● **What is being asked**:
Go through the records and show each line where the word "screenshot" occurs.

● **Entries shown**:
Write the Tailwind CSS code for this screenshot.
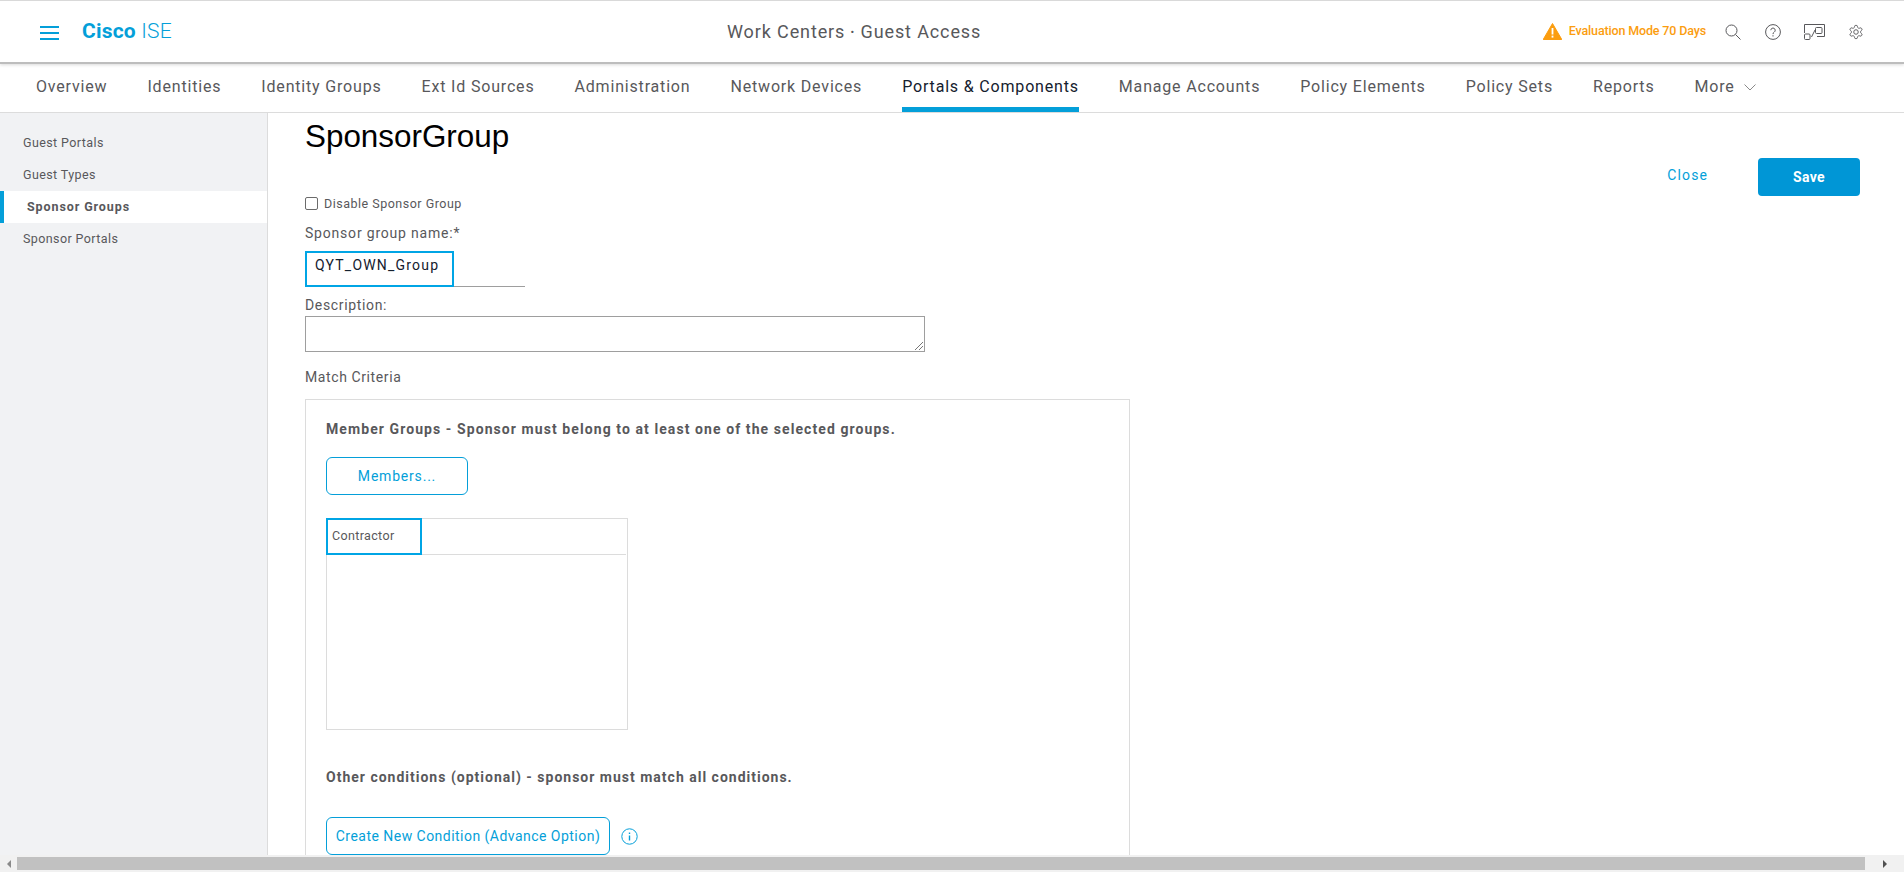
<!DOCTYPE html>
<html>

<head>
    <title>Cisco ISE</title>
    <meta charset="utf-8">
    <script src="https://cdn.jsdelivr.net/npm/@tailwindcss/browser@4"></script>
</head>

<body class="h-[872px] w-[1904px] overflow-hidden bg-white font-['Roboto',sans-serif] text-[#58585b] flex flex-col">
    <!-- header -->
    <header class="h-[64px] shrink-0 border-t border-[#d9d9d9] border-b-2 border-b-[#bdbdbd] flex items-center relative z-10 shadow-[0_1px_3px_rgba(0,0,0,0.15)]">
        <button class="ml-[40px] mt-[2px] w-[19px] flex flex-col gap-[4px]">
            <span class="h-[2px] bg-[#049fd9]"></span>
            <span class="h-[2px] bg-[#049fd9]"></span>
            <span class="h-[2px] bg-[#049fd9]"></span>
        </button>
        <div class="ml-[23px] mt-[1px] text-[21px] text-[#049fd9] tracking-[0.2px]"><span class="font-bold">Cisco</span> <span class="font-light">ISE</span></div>
        <div class="absolute left-[727px] top-[19px] text-[18px] leading-[24px] text-[#58585b] tracking-[0.88px]">Work Centers <span class="text-[11px] align-[2px]">•</span> Guest Access</div>
        <div class="ml-auto flex items-center">
            <svg class="w-[19px] h-[17px] mr-[7px]" viewBox="0 0 19 17">
                <path d="M9.5 0.5 L18.8 16.5 H0.2 Z" fill="#fb9d0f" stroke="#fb9d0f" stroke-linejoin="round"/>
                <rect x="8.6" y="5" width="1.8" height="6.5" fill="#fff"/>
                <rect x="8.6" y="12.6" width="1.8" height="2" fill="#fff"/>
            </svg>
            <span class="text-[12.5px] font-medium text-[#fb9d0f] tracking-[-0.15px] mr-[19px]">Evaluation Mode 70 Days</span>
            <svg class="w-[16px] h-[16px] mr-[24px]" viewBox="0 0 16 16" fill="none" stroke="#58585b" stroke-width="1">
                <circle cx="6.5" cy="6.5" r="5.5"/>
                <path d="M10.5 10.5 L15.5 15.5"/>
            </svg>
            <svg class="w-[16px] h-[16px] mr-[23px]" viewBox="0 0 16 16" fill="none" stroke="#58585b" stroke-width="1">
                <circle cx="8" cy="8" r="7.4"/>
                <path d="M5.8 6.2 a2.2 2.2 0 1 1 3.4 1.9 c-0.8 0.5 -1.2 1 -1.2 2"/>
                <path d="M8 11.2 v1.3"/>
            </svg>
            <svg class="w-[21px] h-[16px] mr-[23px]" viewBox="0 0 21 16" fill="none" stroke="#58585b" stroke-width="1">
                <path d="M0.5 9 V0.5 H20.5 V12.5 H13"/>
                <rect x="11.5" y="3.5" width="6.5" height="6" rx="1"/>
                <rect x="0.5" y="10" width="5.5" height="5.5" rx="1"/>
                <path d="M7.5 13 L11 6"/>
            </svg>
            <svg class="w-[16px] h-[16px] mr-[40px]" viewBox="0 0 24 24" fill="none" stroke="#58585b" stroke-width="1.4">
                <path d="M12.22 2h-.44a2 2 0 0 0-2 2v.18a2 2 0 0 1-1 1.73l-.43.25a2 2 0 0 1-2 0l-.15-.08a2 2 0 0 0-2.73.73l-.22.38a2 2 0 0 0 .73 2.73l.15.1a2 2 0 0 1 1 1.72v.51a2 2 0 0 1-1 1.74l-.15.09a2 2 0 0 0-.73 2.73l.22.38a2 2 0 0 0 2.73.73l.15-.08a2 2 0 0 1 2 0l.43.25a2 2 0 0 1 1 1.73V20a2 2 0 0 0 2 2h.44a2 2 0 0 0 2-2v-.18a2 2 0 0 1 1-1.73l.43-.25a2 2 0 0 1 2 0l.15.08a2 2 0 0 0 2.73-.73l.22-.39a2 2 0 0 0-.73-2.73l-.15-.08a2 2 0 0 1-1-1.74v-.5a2 2 0 0 1 1-1.74l.15-.09a2 2 0 0 0 .73-2.73l-.22-.38a2 2 0 0 0-2.73-.73l-.15.08a2 2 0 0 1-2 0l-.43-.25a2 2 0 0 1-1-1.73V4a2 2 0 0 0-2-2z"/>
                <circle cx="12" cy="12" r="3.4"/>
            </svg>
        </div>
    </header>

    <!-- tabs -->
    <nav class="h-[49px] shrink-0 border-b border-[#dcdcdc] flex items-stretch pl-[36px] gap-[40px] text-[16px] tracking-[0.82px] text-[#58585b]">
        <a class="flex items-center pb-[2px]">Overview</a>
        <a class="flex items-center pb-[2px]">Identities</a>
        <a class="flex items-center pb-[2px]">Identity Groups</a>
        <a class="flex items-center pb-[2px]">Ext Id Sources</a>
        <a class="flex items-center pb-[2px]">Administration</a>
        <a class="flex items-center pb-[2px]">Network Devices</a>
        <a class="flex items-center text-[#14202e] border-b-[5px] border-[#049fd9] pt-[3px]">Portals &amp; Components</a>
        <a class="flex items-center pb-[2px]">Manage Accounts</a>
        <a class="flex items-center pb-[2px]">Policy Elements</a>
        <a class="flex items-center pb-[2px]">Policy Sets</a>
        <a class="flex items-center pb-[2px]">Reports</a>
        <a class="flex items-center gap-[9px] pb-[2px]">More
            <svg class="w-[12px] h-[7px]" viewBox="0 0 12 7" fill="none" stroke="#8a8a8a"><path d="M0.5 0.5 L6 6 L11.5 0.5"/></svg>
        </a>
    </nav>

    <div class="flex-1 flex min-h-0">
        <!-- left menu -->
        <aside class="w-[268px] shrink-0 bg-[#f1f2f4] border-r border-[#dcdcdc] pt-[14px] text-[12.5px] tracking-[0.4px]">
            <div class="h-[32px] pl-[23px] flex items-center">Guest Portals</div>
            <div class="h-[32px] pl-[23px] flex items-center">Guest Types</div>
            <div class="h-[32px] pl-[23px] flex items-center bg-white border-l-[4px] border-[#049fd9] font-bold tracking-[0.9px]">Sponsor Groups</div>
            <div class="h-[32px] pl-[23px] flex items-center">Sponsor Portals</div>
        </aside>

        <!-- page content -->
        <main class="flex-1 min-w-0 overflow-hidden pl-[37px] pr-[44px]">
            <div class="flex justify-between">
                <h1 class="font-['Liberation_Sans',sans-serif] text-[31.4px] leading-[36px] text-black mt-[6px]">SponsorGroup</h1>
                <div class="flex items-center mt-[45px] h-[38px]">
                    <a class="text-[#049fd9] text-[14px] tracking-[1.1px] mr-[50px] pb-[4px]">Close</a>
                    <button class="w-[102px] h-[38px] rounded-[4px] bg-[#0096d6] text-white text-[14px] font-bold tracking-[0.4px]">Save</button>
                </div>
            </div>
            <label class="flex items-center -mt-[1px] h-[16px]">
                <span class="w-[13px] h-[13px] border border-[#6b6b6b] rounded-[2px] bg-white"></span>
                <span class="ml-[6px] mt-[2px] text-[12.5px] tracking-[0.5px]">Disable Sponsor Group</span>
            </label>
            <div class="mt-[13px] text-[14px] leading-[18px] tracking-[0.8px]">Sponsor group name:*</div>
            <div class="mt-[9px] w-[220px] h-[36px] border-b border-[#9e9e9e]">
                <div class="w-[149px] h-[36px] border-2 border-[#00a5e5] pl-[8px] pt-[3px] text-[14px] leading-[18px] tracking-[1.2px] text-[#14202e]">QYT_OWN_Group</div>
            </div>
            <div class="mt-[9px] text-[14px] leading-[18px] tracking-[0.65px]">Description:</div>
            <div class="mt-[2px] w-[620px] h-[36px] border border-[#9e9e9e] relative">
                <svg class="absolute right-[1px] bottom-[1px] w-[8px] h-[8px]" viewBox="0 0 8 8" stroke="#777"><path d="M0 8 L8 0 M4 8 L8 4"/></svg>
            </div>
            <div class="mt-[16px] text-[14px] leading-[18px] tracking-[0.6px]">Match Criteria</div>
            <section class="mt-[13px] w-[825px] border border-[#dcdcdc] pl-[20px] pt-[20px] h-[600px]">
                <h3 class="text-[14px] leading-[18px] font-bold tracking-[1.08px]">Member Groups - Sponsor must belong to at least one of the selected groups.</h3>
                <button class="mt-[19px] w-[142px] h-[38px] rounded-[6px] border border-[#049fd9] text-[#049fd9] text-[14px] tracking-[0.8px] block">Members...</button>
                <div class="mt-[23px] w-[302px] h-[212px] border border-[#dcdcdc]">
                    <div class="w-[299px] h-[37px] border-b border-[#dcdcdc]">
                        <div class="-mt-px -ml-px w-[96px] h-[37px] border-2 border-[#00a5e5] pl-[4px] flex items-center text-[12.5px] tracking-[0.36px]">Contractor</div>
                    </div>
                </div>
                <h3 class="mt-[38px] text-[14px] leading-[18px] font-bold tracking-[1px]">Other conditions (optional) - sponsor must match all conditions.</h3>
                <div class="mt-[31px] flex items-center">
                    <button class="w-[284px] h-[38px] rounded-[6px] border border-[#049fd9] text-[#049fd9] text-[14px] tracking-[0.47px]">Create New Condition (Advance Option)</button>
                    <svg class="ml-[11px] w-[17px] h-[17px]" viewBox="0 0 17 17" fill="none" stroke="#049fd9">
                        <circle cx="8.5" cy="8.5" r="7.7"/>
                        <path d="M8.5 7.5 V12.5" stroke-width="1.4"/>
                        <path d="M8.5 4.5 V6" stroke-width="1.4"/>
                    </svg>
                </div>
            </section>
        </main>
    </div>

    <!-- page scrollbar -->
    <div class="h-[17px] shrink-0 bg-[#f1f1f1] flex items-center relative z-10">
        <div class="w-[17px] flex justify-center">
            <span class="w-0 h-0 border-y-[4px] border-y-transparent border-r-[4px] border-r-[#8a8a8a]"></span>
        </div>
        <div class="w-[1848px] h-[13px] bg-[#c1c1c1]"></div>
        <div class="flex-1 flex justify-center">
            <span class="w-0 h-0 border-y-[4px] border-y-transparent border-l-[4px] border-l-[#505050]"></span>
        </div>
    </div>
</body>

</html>
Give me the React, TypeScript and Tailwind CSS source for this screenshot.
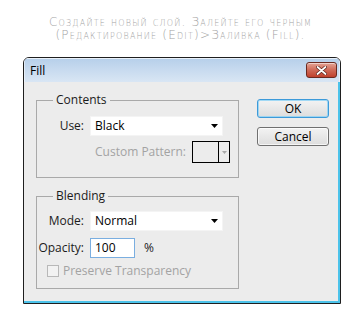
import React from "react";

// little black triangle used by the dropdowns
function Arrow({ gray }: { gray?: boolean }) {
  return (
    <svg width="7" height="4" viewBox="0 0 7 4" className="block">
      <path d="M0 0 H7 L3.5 4 Z" fill={gray ? "#a8a8a8" : "#000"} />
    </svg>
  );
}

function Select({ value }: { value: string }) {
  return (
    <div className="w-[133px] h-[20px] bg-white border border-[#f4f4f4] flex items-center justify-between pl-[4px] pr-[4px] text-black">
      <span>{value}</span>
      <Arrow />
    </div>
  );
}

function App() {
  return (
    <div className="w-[361px] h-[326px] bg-white flex flex-col overflow-hidden font-['Open_Sans','Noto_Sans',sans-serif] text-[12px]">
      {/* caption above the dialog */}
      <div className="pt-[16px] text-center text-[12px] leading-[13px] text-[#a3a3a3] font-['DejaVu_Sans',sans-serif] font-light [font-variant:small-caps] tracking-[1.2px]">
        <div>Создайте новый слой. Залейте его черным</div>
        <div>(Редактирование (Edit)&gt;Заливка (Fill).</div>
      </div>

      {/* the Fill dialog */}
      <div className="mt-[15px] ml-[23px] w-[318px] h-[247px] border border-[#1f1f1f] rounded-t-[6px] overflow-hidden flex flex-col">
        {/* title bar */}
        <div className="h-[24px] bg-gradient-to-b from-[#b6cfea] to-[#d9e6f4] shadow-[inset_0_1px_0_rgba(255,255,255,0.7),inset_1px_0_0_rgba(255,255,255,0.5),inset_-1px_0_0_rgba(255,255,255,0.5)] flex justify-between items-start">
          <span className="pl-[6px] pt-[5px] leading-[16px] text-black">Fill</span>
          <div className="mt-[4px] mr-[3px] w-[31px] h-[16px] rounded-[3px] border border-[#6b2a20] bg-gradient-to-b from-[#e4a496] via-[#cf6a58] to-[#c0402c] flex items-center justify-center shadow-[inset_0_1px_0_rgba(255,255,255,0.5)]">
            <svg width="11" height="9" viewBox="0 0 11 9">
              <path d="M1.5 1 L9.5 8 M9.5 1 L1.5 8" stroke="#5a2018" strokeWidth="3.2" strokeLinecap="round" />
              <path d="M1.5 1 L9.5 8 M9.5 1 L1.5 8" stroke="#fff" strokeWidth="1.8" strokeLinecap="round" />
            </svg>
          </div>
        </div>

        {/* body */}
        <div className="flex-1 bg-[#ececec] border-r-2 border-b-2 border-[#4cc3ea] flex pl-[12px] pt-[10px]">
          {/* left column with the two group boxes */}
          <div className="w-[203px] flex flex-col gap-[10px]">
            <fieldset className="border border-[#a9a9a9] pt-[8px] pb-[14px] pr-[8px] flex flex-col gap-[5px]">
              <legend className="ml-[16px] px-[3px] leading-[16px] text-[#1b1b1b]">Contents</legend>
              <div className="flex items-center">
                <span className="w-[53px] text-right pr-[6px] text-[#1b1b1b]">Use:</span>
                <Select value="Black" />
              </div>
              <div className="flex items-center justify-end gap-[6px]">
                <span className="text-[#a3a3a3]">Custom Pattern:</span>
                <div className="w-[38px] h-[22px] border border-black bg-[#ececec] flex">
                  <div className="flex-1 border-r border-black" />
                  <div className="w-[10px] flex items-center justify-center">
                    <svg width="5" height="3" viewBox="0 0 5 3">
                      <path d="M0 0 H5 L2.5 3 Z" fill="#a8a8a8" />
                    </svg>
                  </div>
                </div>
              </div>
            </fieldset>

            <fieldset className="border border-[#a9a9a9] pt-[7px] pb-[10px] pr-[8px] flex flex-col">
              <legend className="ml-[16px] px-[3px] leading-[16px] text-[#1b1b1b]">Blending</legend>
              <div className="flex items-center">
                <span className="w-[53px] text-right pr-[6px] text-[#1b1b1b]">Mode:</span>
                <Select value="Normal" />
              </div>
              <div className="flex items-center mt-[7px]">
                <span className="w-[53px] text-right pr-[6px] text-[#1b1b1b]">Opacity:</span>
                <div className="w-[45px] h-[20px] bg-white border border-[#7aaee0] pl-[4px] flex items-center text-black">
                  100
                </div>
                <span className="ml-[9px] text-[#1b1b1b]">%</span>
              </div>
              <div className="flex items-center mt-[6px] pl-[10px] gap-[4px] h-[14px]">
                <div className="w-[12px] h-[12px] border border-[#b8b8b8] bg-[#f2f2f2]" />
                <span className="text-[#a3a3a3]">Preserve Transparency</span>
              </div>
            </fieldset>
          </div>

          {/* buttons */}
          <div className="ml-[18px] pt-[7px] flex flex-col gap-[9px]">
            <button className="w-[72px] h-[19px] rounded-[3px] border border-[#3d9ad9] bg-gradient-to-b from-[#f3f3f3] to-[#dddddd] shadow-[inset_0_0_0_1px_rgba(140,210,245,0.8)] text-black leading-none">
              OK
            </button>
            <button className="w-[72px] h-[19px] rounded-[3px] border border-[#707070] bg-gradient-to-b from-[#f3f3f3] to-[#dddddd] shadow-[inset_0_0_0_1px_rgba(255,255,255,0.7)] text-black leading-none">
              Cancel
            </button>
          </div>
        </div>
      </div>
    </div>
  );
}

export default App;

● **Solution for this exercise**:
Write the Tailwind CSS code for this screenshot.
Give me the React, TypeScript and Tailwind CSS source for this screenshot.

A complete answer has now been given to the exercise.